Esta mañana he publicado el siguiente tuit: “Las dos preguntas que más me martillean en los dos últimos meses: qué hago aquí, para qué sirve esto. Demoledoras.” La mitad de la gente ha pensado que “aquí” se refería a Twitter. La otra mitad se ha preocupado. No me refería a Twitter. Y nada más lejos de mi intención preocupar. Es un efecto secundario de mi año en la burbuja. He aprendido lo importante que es no derrochar energía en temas que no van a ningún lado, en conversaciones intrascendentes, exceso de networking estéril, en lecturas que me aburren y demás.
Soy consciente de que una de mis “taras” es que no sé diferenciar entre el cansancio y la desidia. Así que mi falta de ganas de comer, hablar, caminar, relacionarme, no sé si se deben a la fatiga, a la anemia y falta de vitaminas o a la pereza. A pesar de todo ello, como buena contrafóbica que soy, no paro de esforzarme y quedar. Así que, como era de esperar, acabo agotada y preguntándome “¿qué hago aquí?, sea ese “aquí” la casa de mi madre, un bar, el metro o el mundo, en general.

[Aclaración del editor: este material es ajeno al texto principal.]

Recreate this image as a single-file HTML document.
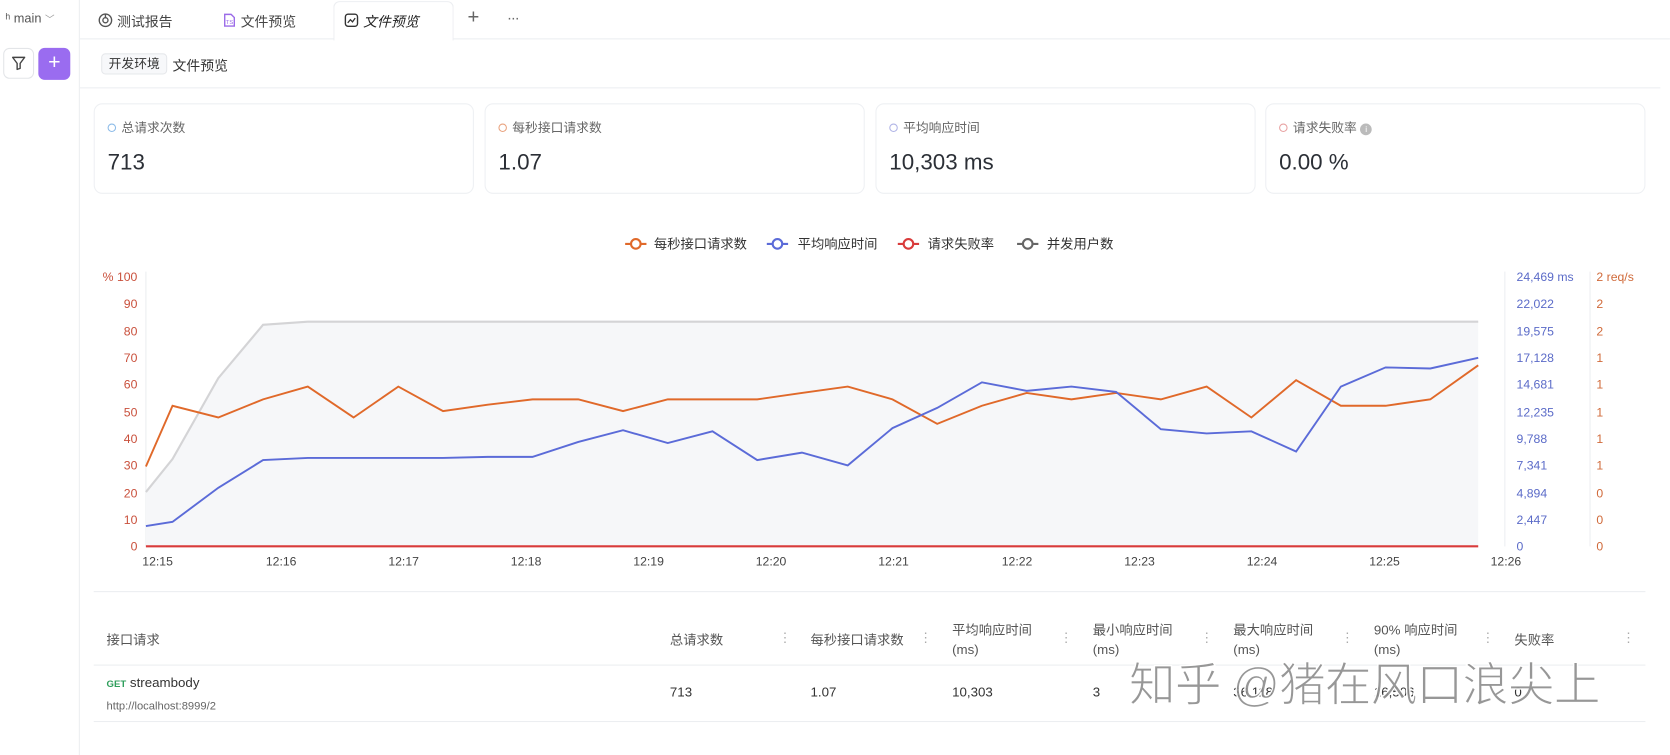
<!DOCTYPE html>
<html><head><meta charset="utf-8"><style>
*{margin:0;padding:0;box-sizing:border-box}
html,body{width:1670px;height:755px;overflow:hidden;background:#fff}
body{font-family:"Liberation Sans","Noto Sans CJK SC",sans-serif;color:#333}
#w{position:absolute;left:0;top:0;width:1568px;height:709px;transform:scale(1.065);transform-origin:0 0}
.a{position:absolute;white-space:nowrap}
.card{position:absolute;top:97px;height:85px;width:357px;border:1px solid #eef0f3;border-radius:8px;background:#fff}
.card .l{position:absolute;left:12px;top:13px;font-size:12px;color:#666}
.card .l i{display:inline-block;width:8px;height:8px;border-radius:50%;border:1px solid;margin-right:5px;vertical-align:-0px}
.card .v{position:absolute;left:12px;top:43px;font-size:21px;color:#2b2f36}
.th{position:absolute;font-size:12.5px;color:#555;line-height:18px}
.dot{position:absolute;color:#aaa;font-size:12px}
.td{position:absolute;font-size:12.5px;color:#333;top:643px}
</style></head><body><div id="w">
<div class="a" style="left:74px;top:0;width:1px;height:709px;background:#eceef1"></div>
<div class="a" style="left:5px;top:10px;font-size:12px;color:#555">ʰ main <span style="font-size:9px;color:#999">﹀</span></div>
<div class="a" style="left:3px;top:45px;width:29px;height:29px;border:1px solid #e3e5e8;border-radius:6px"></div>
<svg class="a" style="left:10px;top:52px" width="15" height="15" viewBox="0 0 16 16"><path d="M2 2h12L9.5 8v5L6.5 14V8z" fill="none" stroke="#444" stroke-width="1.4" stroke-linejoin="round"/></svg>
<div class="a" style="left:36px;top:45px;width:30px;height:30px;background:#9a6cf0;border-radius:6px;color:#fff;font-size:20px;text-align:center;line-height:29px">+</div>
<div class="a" style="left:75px;top:0;width:1493px;height:37px;border-bottom:1px solid #eceef1"></div>
<svg class="a" style="left:92px;top:12px" width="14" height="14" viewBox="0 0 14 14"><circle cx="7" cy="7" r="5.8" fill="none" stroke="#555" stroke-width="1.3"/><circle cx="7" cy="7" r="2.4" fill="none" stroke="#555" stroke-width="1.3"/><path d="M7 1.2V4.6" stroke="#555" stroke-width="1.3"/></svg>
<div class="a" style="left:110px;top:10px;font-size:13px;color:#444">测试报告</div>
<svg class="a" style="left:208px;top:12px" width="14" height="14" viewBox="0 0 14 14"><path d="M3 1.5h6l3 3v8H3z" fill="none" stroke="#9b6be8" stroke-width="1.3"/><text x="4" y="10.5" font-size="5.5" fill="#9b6be8" font-family="Liberation Sans">TS</text></svg>
<div class="a" style="left:226px;top:10px;font-size:13px;color:#444">文件预览</div>
<div class="a" style="left:313px;top:1px;width:113px;height:37px;background:#fff;border:1px solid #eceef1;border-bottom:none;border-radius:6px 6px 0 0"></div>
<svg class="a" style="left:323px;top:12px" width="14" height="14" viewBox="0 0 14 14"><rect x="1.3" y="1.3" width="11.4" height="11.4" rx="2.5" fill="none" stroke="#333" stroke-width="1.3"/><path d="M3.5 9.5l2.5-3 2 2 2.5-3.5" fill="none" stroke="#333" stroke-width="1.2"/></svg>
<div class="a" style="left:341px;top:10px;font-size:13px;color:#222;font-style:italic">文件预览</div>
<div class="a" style="left:439px;top:6px;font-size:19px;color:#666;font-weight:300">+</div>
<div class="a" style="left:476px;top:8px;font-size:14px;color:#666;letter-spacing:-1px">···</div>
<div class="a" style="left:95px;top:50px;height:20px;padding:0 6px;border:1px solid #e6e8eb;border-radius:4px;background:#f7f8fa;font-size:12px;line-height:18px;color:#333">开发环境</div>
<div class="a" style="left:162px;top:51px;font-size:13px;color:#333">文件预览</div>
<div class="a" style="left:75px;top:82px;width:1484px;height:1px;background:#eceef1"></div>
<div class="card" style="left:88px"><div class="l"><i style="border-color:#8cbbe8"></i>总请求次数</div><div class="v">713</div></div>
<div class="card" style="left:455px"><div class="l"><i style="border-color:#e9a37f"></i>每秒接口请求数</div><div class="v">1.07</div></div>
<div class="card" style="left:822px"><div class="l"><i style="border-color:#b0b4e6"></i>平均响应时间</div><div class="v">10,303 ms</div></div>
<div class="card" style="left:1188px"><div class="l"><i style="border-color:#e8a2a2"></i>请求失败率 <span style="display:inline-block;width:11px;height:11px;border-radius:50%;background:#bbb;color:#fff;font-size:8px;text-align:center;line-height:11px;vertical-align:0">i</span></div><div class="v">0.00 %</div></div>
<svg class="a" style="left:0;top:200px" width="1568" height="345" viewBox="0 200 1568 345" font-family="Liberation Sans,Noto Sans CJK SC,sans-serif">
<g font-size="12.5" fill="#333">
<path d="M587 229h20" stroke="#e0692a" stroke-width="2"/><circle cx="597" cy="229" r="4.5" fill="#fff" stroke="#e0692a" stroke-width="2"/><text x="614" y="233.5">每秒接口请求数</text>
<path d="M720 229h20" stroke="#5b6bd8" stroke-width="2"/><circle cx="730" cy="229" r="4.5" fill="#fff" stroke="#5b6bd8" stroke-width="2"/><text x="749" y="233.5">平均响应时间</text>
<path d="M843 229h20" stroke="#d93b3b" stroke-width="2"/><circle cx="853" cy="229" r="4.5" fill="#fff" stroke="#d93b3b" stroke-width="2"/><text x="871" y="233.5">请求失败率</text>
<path d="M955 229h20" stroke="#666" stroke-width="2"/><circle cx="965" cy="229" r="4.5" fill="#fff" stroke="#666" stroke-width="2"/><text x="983" y="233.5">并发用户数</text>
</g>
<path d="M137 255V513M1413 255V513M1493 255V513" stroke="#eceef1" stroke-width="1"/>
<g font-size="11.5" fill="#c9503c" text-anchor="end">
<text x="129" y="264">% 100</text><text x="129" y="289">90</text><text x="129" y="315">80</text><text x="129" y="340">70</text><text x="129" y="365">60</text><text x="129" y="391">50</text><text x="129" y="416">40</text><text x="129" y="441">30</text><text x="129" y="467">20</text><text x="129" y="492">10</text><text x="129" y="517">0</text>
</g>
<g font-size="11.5" fill="#5b6bc8">
<text x="1424" y="264">24,469 ms</text><text x="1424" y="289">22,022</text><text x="1424" y="315">19,575</text><text x="1424" y="340">17,128</text><text x="1424" y="365">14,681</text><text x="1424" y="391">12,235</text><text x="1424" y="416">9,788</text><text x="1424" y="441">7,341</text><text x="1424" y="467">4,894</text><text x="1424" y="492">2,447</text><text x="1424" y="517">0</text>
</g>
<g font-size="11.5" fill="#d06a3a">
<text x="1499" y="264">2 req/s</text><text x="1499" y="289">2</text><text x="1499" y="315">2</text><text x="1499" y="340">1</text><text x="1499" y="365">1</text><text x="1499" y="391">1</text><text x="1499" y="416">1</text><text x="1499" y="441">1</text><text x="1499" y="467">0</text><text x="1499" y="492">0</text><text x="1499" y="517">0</text>
</g>
<path d="M137 462L162 431L205 355L247 305L289 302L1388 302V513H137Z" fill="#f6f7f9"/>
<path d="M137 462L162 431L205 355L247 305L289 302L1388 302" fill="none" stroke="#d4d4d6" stroke-width="2"/>
<path d="M137 438L162 381L205 392L247 375L289 363L332 392L374 363L416 386L458 380L500 375L543 375L585 386L627 375L669 375L711 375L753 369L796 363L838 375L880 398L922 381L964 369L1006 375L1048 369L1090 375L1133 363L1175 392L1217 357L1259 381L1301 381L1343 375L1388 343" fill="none" stroke="#e0692a" stroke-width="1.8"/>
<path d="M137 494L162 490L205 458L247 432L289 430L332 430L374 430L416 430L458 429L500 429L543 415L585 404L627 416L669 405L711 432L753 425L796 437L838 402L880 383L922 359L964 367L1006 363L1048 368L1090 403L1133 407L1175 405L1217 424L1259 363L1301 345L1343 346L1388 336" fill="none" stroke="#5b6bd8" stroke-width="1.8"/>
<path d="M137 513H1388" stroke="#d93b3b" stroke-width="2"/>
<g font-size="11.5" fill="#444" text-anchor="middle">
<text x="148" y="531">12:15</text><text x="264" y="531">12:16</text><text x="379" y="531">12:17</text><text x="494" y="531">12:18</text><text x="609" y="531">12:19</text><text x="724" y="531">12:20</text><text x="839" y="531">12:21</text><text x="955" y="531">12:22</text><text x="1070" y="531">12:23</text><text x="1185" y="531">12:24</text><text x="1300" y="531">12:25</text><text x="1414" y="531">12:26</text>
</g>
</svg>
<div class="a" style="left:88px;top:555px;width:1457px;height:1px;background:#eceef1"></div>
<div class="th" style="left:100px;top:592px">接口请求</div>
<div class="th" style="left:629px;top:592px">总请求数</div>
<div class="th" style="left:761px;top:592px">每秒接口请求数</div>
<div class="th" style="left:894px;top:583px">平均响应时间<br>(ms)</div>
<div class="th" style="left:1026px;top:583px">最小响应时间<br>(ms)</div>
<div class="th" style="left:1158px;top:583px">最大响应时间<br>(ms)</div>
<div class="th" style="left:1290px;top:583px">90% 响应时间<br>(ms)</div>
<div class="th" style="left:1422px;top:592px">失败率</div>
<div class="dot" style="left:731px;top:592px">⋮</div><div class="dot" style="left:863px;top:592px">⋮</div><div class="dot" style="left:995px;top:592px">⋮</div><div class="dot" style="left:1127px;top:592px">⋮</div><div class="dot" style="left:1259px;top:592px">⋮</div><div class="dot" style="left:1391px;top:592px">⋮</div><div class="dot" style="left:1523px;top:592px">⋮</div>
<div class="a" style="left:88px;top:624px;width:1457px;height:1px;background:#eceef1"></div>
<div class="a" style="left:100px;top:634px;font-size:12.5px;color:#333"><span style="color:#2e9e5b;font-size:9px;font-weight:bold">GET</span> streambody</div>
<div class="a" style="left:100px;top:657px;font-size:10.5px;color:#666">http://localhost:8999/2</div>
<div class="td" style="left:629px">713</div><div class="td" style="left:761px">1.07</div><div class="td" style="left:894px">10,303</div><div class="td" style="left:1026px">3</div><div class="td" style="left:1158px">36,118</div><div class="td" style="left:1290px">16,506</div><div class="td" style="left:1422px">0</div>
<div class="a" style="left:88px;top:677px;width:1457px;height:1px;background:#eceef1"></div>
<div class="a" style="left:1060px;top:618px;font-size:44px;line-height:52px;color:rgba(140,140,140,.9);-webkit-text-stroke:1.2px #fff;letter-spacing:-1px">知乎 @猪在风口浪尖上</div>
</div></body></html>
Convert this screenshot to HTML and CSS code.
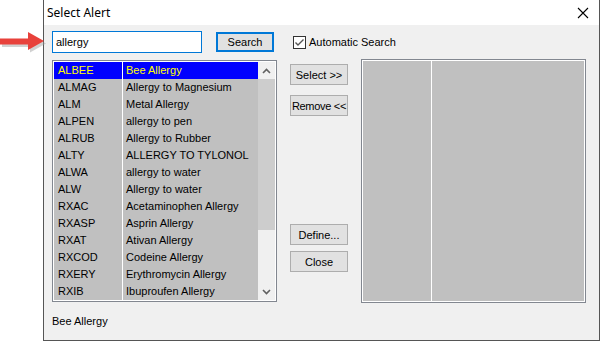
FILE: index.html
```html
<!DOCTYPE html>
<html lang="en">

<head>
    <meta charset="UTF-8">
    <title>Select Alert</title>
    <link rel="stylesheet" href="styles.css">
</head>

<body>
    <svg class="pointer" width="46" height="24" viewBox="0 0 46 24">
        <path d="M1 8.5 H29 V2 L45 11 L29 20 V14.5 H1 Z" fill="#9a9a9a" opacity="0.45" transform="translate(1,1.5)"/>
        <path d="M0 7.5 H28 V1 L44 10 L28 19 V13.5 H0 Z" fill="#e8413b"/>
    </svg>

    <div class="dialog">
        <div class="titlebar">
            <span class="title">Select Alert</span>
            <svg class="close" width="12" height="12" viewBox="0 0 12 12">
                <path d="M1 1 L11 11 M11 1 L1 11" stroke="#000" stroke-width="1.1"/>
            </svg>
        </div>

        <div class="client">
            <div class="toolbar">
                <input class="search-box" type="text" value="allergy">
                <button class="btn btn-default">Search</button>
                <label class="check">
                    <svg class="check-box" width="13" height="13" viewBox="0 0 13 13">
                        <rect x="0.5" y="0.5" width="12" height="12" fill="#fff" stroke="#333"/>
                        <path d="M2.5 6.5 L5 9 L10.5 3.5" fill="none" stroke="#555" stroke-width="1.4"/>
                    </svg>
                    Automatic Search
                </label>
            </div>

            <div class="main">
                <div class="list">
                    <div class="rows">
                        <div class="cell selected">ALBEE</div><div class="cell selected">Bee Allergy</div>
                        <div class="cell">ALMAG</div><div class="cell">Allergy to Magnesium</div>
                        <div class="cell">ALM</div><div class="cell">Metal Allergy</div>
                        <div class="cell">ALPEN</div><div class="cell">allergy to pen</div>
                        <div class="cell">ALRUB</div><div class="cell">Allergy to Rubber</div>
                        <div class="cell">ALTY</div><div class="cell">ALLERGY TO TYLONOL</div>
                        <div class="cell">ALWA</div><div class="cell">allergy to water</div>
                        <div class="cell">ALW</div><div class="cell">Allergy to water</div>
                        <div class="cell">RXAC</div><div class="cell">Acetaminophen Allergy</div>
                        <div class="cell">RXASP</div><div class="cell">Asprin Allergy</div>
                        <div class="cell">RXAT</div><div class="cell">Ativan Allergy</div>
                        <div class="cell">RXCOD</div><div class="cell">Codeine Allergy</div>
                        <div class="cell">RXERY</div><div class="cell">Erythromycin Allergy</div>
                        <div class="cell">RXIB</div><div class="cell">Ibuproufen Allergy</div>
                    </div>
                    <div class="scrollbar">
                        <div class="arrow">
                            <svg width="9" height="6" viewBox="0 0 9 6"><path d="M1 5 L4.5 1.5 L8 5" fill="none" stroke="#606060" stroke-width="1.6"/></svg>
                        </div>
                        <div class="thumb"></div>
                        <div class="track"></div>
                        <div class="arrow">
                            <svg width="9" height="6" viewBox="0 0 9 6"><path d="M1 1 L4.5 4.5 L8 1" fill="none" stroke="#606060" stroke-width="1.6"/></svg>
                        </div>
                    </div>
                </div>

                <div class="actions">
                    <button class="btn btn-select">Select &gt;&gt;</button>
                    <button class="btn btn-remove">Remove &lt;&lt;</button>
                    <button class="btn btn-define">Define...</button>
                    <button class="btn btn-close">Close</button>
                </div>

                <div class="chosen">
                    <div class="chosen-col"></div>
                    <div class="chosen-col"></div>
                </div>
            </div>

            <div class="status">Bee Allergy</div>
        </div>
    </div>
</body>

</html>
```

FILE: styles.css
```css
body {
    margin: 0;
    padding: 0 0 0 43px;
    width: 600px;
    height: 341px;
    box-sizing: border-box;
    background: #ffffff;
    font-family: "Liberation Sans", Arial, sans-serif;
    font-size: 11px;
    color: #000;
    overflow: hidden;
}

.pointer {
    position: absolute;
    left: 0;
    top: 31px;
}

.dialog {
    width: 557px;
    height: 341px;
    box-sizing: border-box;
    border: 1px solid #555555;
    border-top: none;
    display: flex;
    flex-direction: column;
}

.titlebar {
    height: 25px;
    background: #ffffff;
    display: flex;
    align-items: center;
    justify-content: space-between;
    padding: 0 10px 0 3px;
}

.title {
    font-size: 12px;
    font-family: "Noto Sans", "Liberation Sans", sans-serif;
    margin-top: -1px;
}

.client {
    flex: 1;
    background: #f0f0f0;
}

.toolbar {
    display: flex;
    align-items: center;
    padding: 6px 0 0 8px;
}

.search-box {
    width: 150px;
    height: 22px;
    box-sizing: border-box;
    border: 1px solid #0078d7;
    padding: 0 3px;
    margin: 0;
    font-family: inherit;
    font-size: 11px;
    outline: none;
}

.btn {
    display: block;
    width: 58px;
    height: 21px;
    box-sizing: border-box;
    margin: 0;
    padding: 0;
    background: #e1e1e1;
    border: 1px solid #adadad;
    font-family: inherit;
    font-size: 11px;
    color: #000;
    white-space: nowrap;
}

.btn-default {
    height: 20px;
    margin-left: 14px;
    border: 2px solid #0078d7;
}

.check {
    display: flex;
    align-items: center;
    margin-left: 19px;
    gap: 3px;
}

.main {
    display: flex;
    align-items: flex-start;
    margin-top: 6px;
    padding-left: 8px;
}

.list {
    display: flex;
    width: 225px;
    margin-top: 1px;
    box-sizing: border-box;
    border: 1px solid #828790;
    padding: 1px;
    background: #ffffff;
}

.rows {
    display: grid;
    grid-template-columns: 68px 135px;
    column-gap: 1px;
    grid-auto-rows: 17px;
    background: #ffffff;
}

.cell {
    background: #c0c0c0;
    line-height: 17px;
    padding-left: 4px;
    white-space: nowrap;
}

.cell:nth-child(even) {
    padding-left: 3px;
}

.cell.selected {
    background: #0000ff;
    color: #ffff00;
}

.scrollbar {
    width: 17px;
    height: 238px;
    display: flex;
    flex-direction: column;
    background: #f0f0f0;
}

.scrollbar .arrow {
    height: 17px;
    display: flex;
    align-items: center;
    justify-content: center;
}

.thumb {
    height: 151px;
    background: #cdcdcd;
}

.track {
    flex: 1;
}

.actions {
    display: flex;
    flex-direction: column;
    margin-left: 13px;
}

.btn-select {
    margin-top: 5px;
}

.btn-remove {
    margin-top: 10px;
    letter-spacing: -0.3px;
}

.btn-define {
    margin-top: 108px;
}

.btn-close {
    margin-top: 6px;
}

.chosen {
    display: flex;
    gap: 1px;
    width: 225px;
    height: 244px;
    margin-left: 13px;
    box-sizing: border-box;
    border: 1px solid #828790;
    padding: 1px;
    background: #ffffff;
}

.chosen-col {
    background: #c0c0c0;
    width: 68px;
}

.chosen-col + .chosen-col {
    flex: 1;
}

.status {
    padding-left: 8px;
    margin-top: 12px;
    line-height: 13px;
}
```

Ayer fue el 30 aniversario de la muerte de mi suegro (me divorcié años después, así que seguirá siendo mi suegro para siempre). Un personaje único, polemista, muy famoso en su momento, y que hoy nadie sabe quién es. La relevancia social es una mala compañera: se va con cualquiera. Y el líder de la comunidad, si no está jaleando, avivando el fuego, pasa a la casilla del pretérito más deprisa de lo que uno querría. Mi pregunta “¿qué hago aquí?” tiene el sentido de plantear cuál es la misión, mi misión, ahora que todo apunta que estoy en el lado positivo de la estadística y el cáncer, o al menos éste cáncer, el que ya no tengo, no me va a llevar por delante. Forma parte de esas reflexiones “carga de profundidad” que me siempre me hago y que no tienen respuesta fácil. Al final, la clave es la diferencia entre “hacer” y “ser”. No soy lo que hago. Estoy y soy. Y ya está.